18-latek miał rękę do biznesu – niestety jego działania były nielegalne i dokonywał oszustw. Sąd zastosował wobec mężczyzny tymczasowy areszt na 3 miesiące.
Na początku lipca krakowscy policjanci udali się na jedną z ulic w centrum miasta, gdzie dwie osoby miały spotkać się z mężczyzną oferującym mieszkanie do wynajęcia. Zgłaszający twierdzili, że mężczyzna, z którym są umówieni, zaoferował im do wynajęcia mieszkanie, jednak nie ma on prawa, aby nim dysponować. Ponadto twierdzili oni, że ich znajomi w czerwcu br. po wizycie dokładnie w tym samym lokalu mieli zostać oszukani na ponad 4 tysiące złotych. Osoby te podpisały umowę, dokonały opłat za wynajem i miały otrzymać klucze, które nie pasowały do zamków wynajętego lokalu, a kontakt z najemcą się urwał.

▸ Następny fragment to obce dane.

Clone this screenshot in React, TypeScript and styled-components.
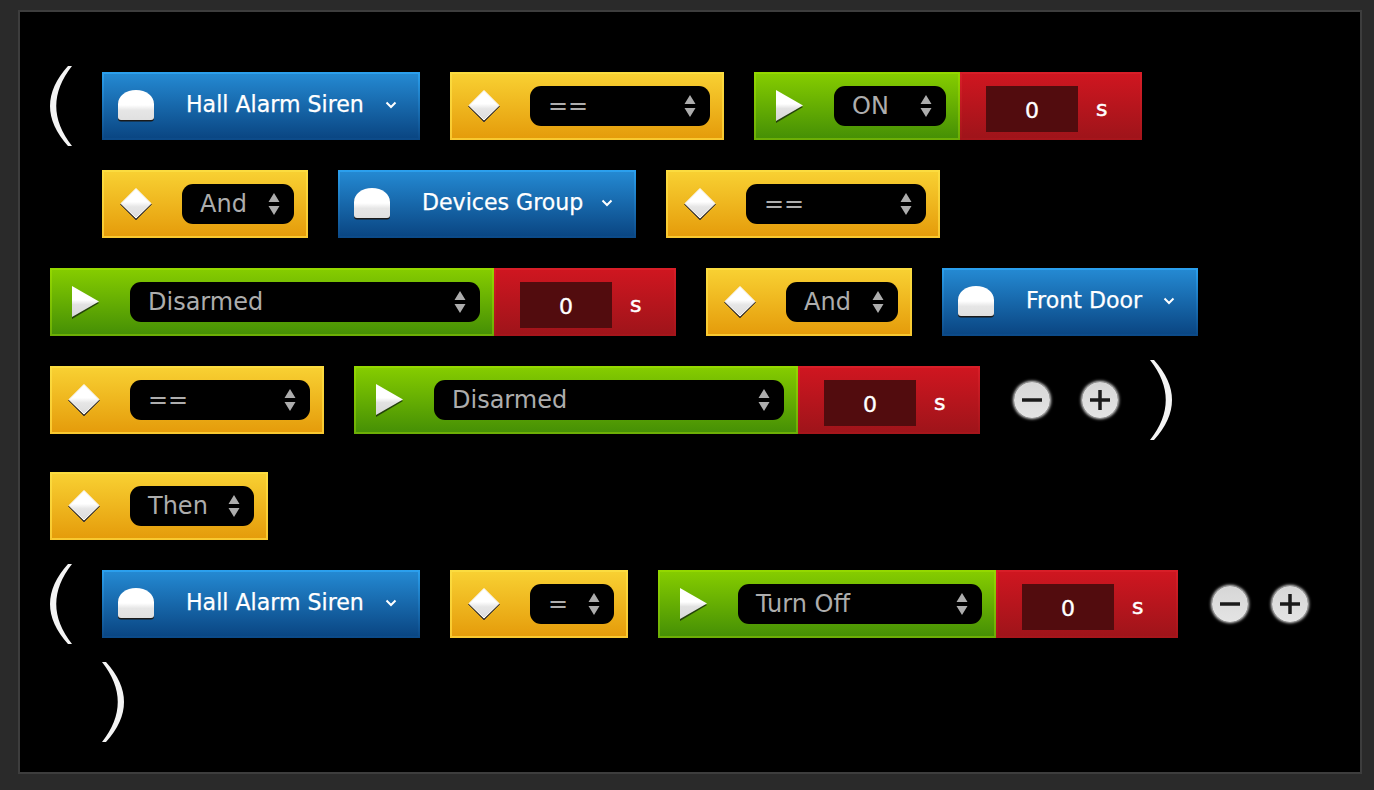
import React from "react";
import styled, { createGlobalStyle, css } from "styled-components";

const GlobalStyle = createGlobalStyle`
  html, body {
    margin: 0;
    padding: 0;
    background: #2a2a2a;
  }
  * {
    box-sizing: border-box;
  }
`;

const Panel = styled.div`
  width: 1344px;
  height: 764px;
  margin: 10px 0 0 18px;
  padding: 60px 30px 0;
  border: 2px solid #3d3d3d;
  background: #000;
  display: flex;
  flex-direction: column;
  gap: 30px;
  font-family: "DejaVu Sans", sans-serif;
  font-size: 24px;
`;

const Row = styled.div<{ $indent?: boolean; $spaced?: boolean }>`
  display: flex;
  align-items: center;
  gap: 30px;
  height: 68px;
  ${(p) => p.$indent && css`padding-left: 52px;`}
  ${(p) => p.$spaced && css`margin-top: 8px;`}
`;

const Pair = styled.div`
  display: flex;
`;

const Chip = styled.div`
  display: flex;
  align-items: center;
  height: 68px;
  border-width: 2px;
  border-style: solid;
`;

const DeviceChip = styled(Chip)<{ $w: number }>`
  width: ${(p) => p.$w}px;
  padding-right: 20px;
  border-image: linear-gradient(#2ba0ee, #0c4a88) 1;
  background: linear-gradient(#2489d2, #0a4683);
  color: #fff;
`;

const OperatorChip = styled(Chip)`
  padding-right: 12px;
  border-image: linear-gradient(#fbdc40, #f8c830) 1;
  background: linear-gradient(#f8d032, #e59c0b);
`;

const ValueChip = styled(Chip)`
  padding-right: 12px;
  border-image: linear-gradient(#94d800, #6cae06) 1;
  background: linear-gradient(#85cc00, #469005);
`;

const DelayChip = styled(Chip)`
  width: 182px;
  align-items: flex-start;
  padding-top: 12px;
  padding-left: 24px;
  border-image: linear-gradient(#d81e28, #a5151b) 1;
  background: linear-gradient(#cf1620, #9f141a);
  color: #fff;
`;

const IconSlot = styled.div<{ $w: number }>`
  display: flex;
  flex: none;
  align-items: center;
  width: 78px;
  padding-left: ${(p) => p.$w}px;
`;

const DeviceName = styled.span`
  margin-left: 4px;
  margin-top: -4px;
  font-size: 22.1px;
  white-space: nowrap;
  -webkit-text-stroke: 0.25px #fff;
`;

const Chevron = styled.svg`
  flex: none;
  width: 14px;
  height: 10px;
  margin-left: auto;
  margin-top: -2px;
`;

const Select = styled.div<{ $w: number }>`
  display: flex;
  align-items: center;
  justify-content: space-between;
  width: ${(p) => p.$w}px;
  height: 40px;
  padding: 0 14px 0 18px;
  border-radius: 11px;
  background: #000;
  color: #adadad;
  white-space: nowrap;
`;

const SelectText = styled.span`
  margin-top: 0;
`;

const Arrows = styled.svg`
  flex: none;
  width: 12px;
  height: 22px;
`;

const DelayInput = styled.div`
  width: 92px;
  height: 46px;
  background: #520c0e;
  display: flex;
  align-items: center;
  justify-content: center;
  padding-top: 2px;
  font-size: 22px;
  -webkit-text-stroke: 0.4px #fff;
`;

const Unit = styled.span`
  margin: 10px 0 0 18px;
  font-size: 22px;
  -webkit-text-stroke: 0.5px #fff;
`;

const Round = styled.div<{ $gap: number }>`
  display: flex;
  flex: none;
  align-items: center;
  justify-content: center;
  width: 36px;
  height: 36px;
  margin: 0 2px 0 ${(p) => p.$gap + 2}px;
  border-radius: 50%;
  background: linear-gradient(#d6d6d6, #e4e4e4);
  box-shadow: 0 0 3px 1px #e4e4e4;
`;

const ParenSvg = styled.svg<{ $flip?: boolean }>`
  flex: none;
  width: 22px;
  height: 80px;
  margin: -6px 0;
  ${(p) => p.$flip && css`transform: scaleX(-1);`}
`;

const Dome = () => (
  <svg width="38" height="34" viewBox="0 0 38 34">
    <defs>
      <linearGradient id="dome" x1="0" y1="0" x2="0" y2="1">
        <stop offset="0" stopColor="#fff" />
        <stop offset="0.5" stopColor="#fff" />
        <stop offset="0.68" stopColor="#e6e6e6" />
        <stop offset="1" stopColor="#e0e0e0" />
      </linearGradient>
    </defs>
    <path d="M1 28V15C1 7 9 1 19 1s18 6 18 14v13q0 3-3 3H4q-3 0-3-3z" fill="#1a1a1a" transform="translate(0 1.5)" />
    <path d="M1 28V15C1 7 9 1 19 1s18 6 18 14v13q0 3-3 3H4q-3 0-3-3z" fill="url(#dome)" />
  </svg>
);

const Diamond = () => (
  <svg width="36" height="36" viewBox="0 0 36 36">
    <defs>
      <linearGradient id="diamond" x1="0" y1="0" x2="0" y2="1">
        <stop offset="0" stopColor="#fff" />
        <stop offset="0.45" stopColor="#fff" />
        <stop offset="0.62" stopColor="#e6e6e6" />
        <stop offset="1" stopColor="#dcdcdc" />
      </linearGradient>
    </defs>
    <path d="M18 3.500 33.500 18.500 18 34 2.500 18.500z" fill="#4a4030" stroke="#4a4030" strokeLinejoin="round" />
    <path d="M18 2.500 33 17.500 18 32 3 17.500z" fill="url(#diamond)" stroke="#fff" strokeWidth="1" strokeLinejoin="round" />
  </svg>
);

const Play = () => (
  <svg width="30" height="34" viewBox="0 0 30 34">
    <defs>
      <linearGradient id="play" x1="0" y1="0" x2="0" y2="1">
        <stop offset="0" stopColor="#fff" />
        <stop offset="0.45" stopColor="#fff" />
        <stop offset="0.6" stopColor="#e2e2e2" />
        <stop offset="1" stopColor="#d8d8d8" />
      </linearGradient>
    </defs>
    <path d="M1 3 28 18 1 34z" fill="#24420a" />
    <path d="M1 1 28 16.500 1 32z" fill="url(#play)" />
  </svg>
);

const Paren = ({ flip }: { flip?: boolean }) => (
  <ParenSvg $flip={flip} viewBox="0 0 22 80">
    <path d="M18 0Q-18 40 18 80H22Q-9.500 40 22 0Z" fill="#f4f4f4" />
  </ParenSvg>
);

const Device = ({ name, w }: { name: string; w: number }) => (
  <DeviceChip $w={w}>
    <IconSlot $w={13}>
      <Dome />
    </IconSlot>
    <DeviceName>{name}</DeviceName>
    <Chevron viewBox="0 0 14 10">
      <path d="M2.500 2.500 7 7l4.500-4.500" fill="none" stroke="#fff" strokeWidth="2" />
    </Chevron>
  </DeviceChip>
);

const Dropdown = ({ label, w }: { label: string; w: number }) => (
  <Select $w={w}>
    <SelectText>{label}</SelectText>
    <Arrows viewBox="0 0 12 22">
      <path d="M6 0 11.500 9H.500z M6 22 .500 13H11.500z" fill="#adadad" />
    </Arrows>
  </Select>
);

const Operator = ({ label, w }: { label: string; w: number }) => (
  <OperatorChip>
    <IconSlot $w={14}>
      <Diamond />
    </IconSlot>
    <Dropdown label={label} w={w} />
  </OperatorChip>
);

const Value = ({ label, w }: { label: string; w: number }) => (
  <Pair>
    <ValueChip>
      <IconSlot $w={19}>
        <Play />
      </IconSlot>
      <Dropdown label={label} w={w} />
    </ValueChip>
    <DelayChip>
      <DelayInput>0</DelayInput>
      <Unit>s</Unit>
    </DelayChip>
  </Pair>
);

const Minus = ({ gap }: { gap: number }) => (
  <Round $gap={gap}>
    <svg width="24" height="24" viewBox="0 0 24 24">
      <path d="M2 12H22" stroke="#1a1a1a" strokeWidth="3.500" />
    </svg>
  </Round>
);

const Plus = ({ gap }: { gap: number }) => (
  <Round $gap={gap}>
    <svg width="24" height="24" viewBox="0 0 24 24">
      <path d="M2 12H22M12 2V22" stroke="#1a1a1a" strokeWidth="3.500" />
    </svg>
  </Round>
);

export default function App() {
  return (
    <>
      <GlobalStyle />
      <Panel>
        <Row>
          <Paren />
          <Device name="Hall Alarm Siren" w={318} />
          <Operator label="==" w={180} />
          <Value label="ON" w={112} />
        </Row>
        <Row $indent>
          <Operator label="And" w={112} />
          <Device name="Devices Group" w={298} />
          <Operator label="==" w={180} />
        </Row>
        <Row>
          <Value label="Disarmed" w={350} />
          <Operator label="And" w={112} />
          <Device name="Front Door" w={256} />
        </Row>
        <Row>
          <Operator label="==" w={180} />
          <Value label="Disarmed" w={350} />
          <Minus gap={2} />
          <Plus gap={-2} />
          <Paren flip />
        </Row>
        <Row $spaced>
          <Operator label="Then" w={124} />
        </Row>
        <Row>
          <Paren />
          <Device name="Hall Alarm Siren" w={318} />
          <Operator label="=" w={84} />
          <Value label="Turn Off" w={244} />
          <Minus gap={2} />
          <Plus gap={-10} />
        </Row>
        <Row $indent>
          <Paren flip />
        </Row>
      </Panel>
    </>
  );
}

Na miejscu pojawił się mężczyzna, który wraz ze zgłaszającymi udał się do jednego z budynków celem prezentacji mieszkania. Chwilę później, do tego samego mieszkania udali się policjanci, którzy zatrzymali 18-letniego oszusta. Na miejsce przybyli również znajomi zgłaszających, którzy potwierdzili, że zatrzymany mężczyzna to ta sama osoba, która oszukała ich w połowie czerwca br. W związku z zaistniałą sytuacją 18-latek został przewieziony do policyjnej jednostki, skąd następnie trafił do policyjnego aresztu.
Oszukał także inne osoby
Jak ustalili śledczy, mężczyzna od połowy czerwca br. w podobny sposób oszukał również inne osoby, wyłudzając od nich pieniądze na łączną sumę ponad 19 tysięcy złotych, a mieszkania, które prezentował, sam wynajmował na jedną dobę. W sumie 18-latek usłyszał 4 zarzuty oszustwa oraz jeden zarzut usiłowania oszustwa. Grozi mu kara do 8 lat pozbawienia wolności.
Sąd zastosował wobec mężczyzny tymczasowy areszt na 3 miesiące.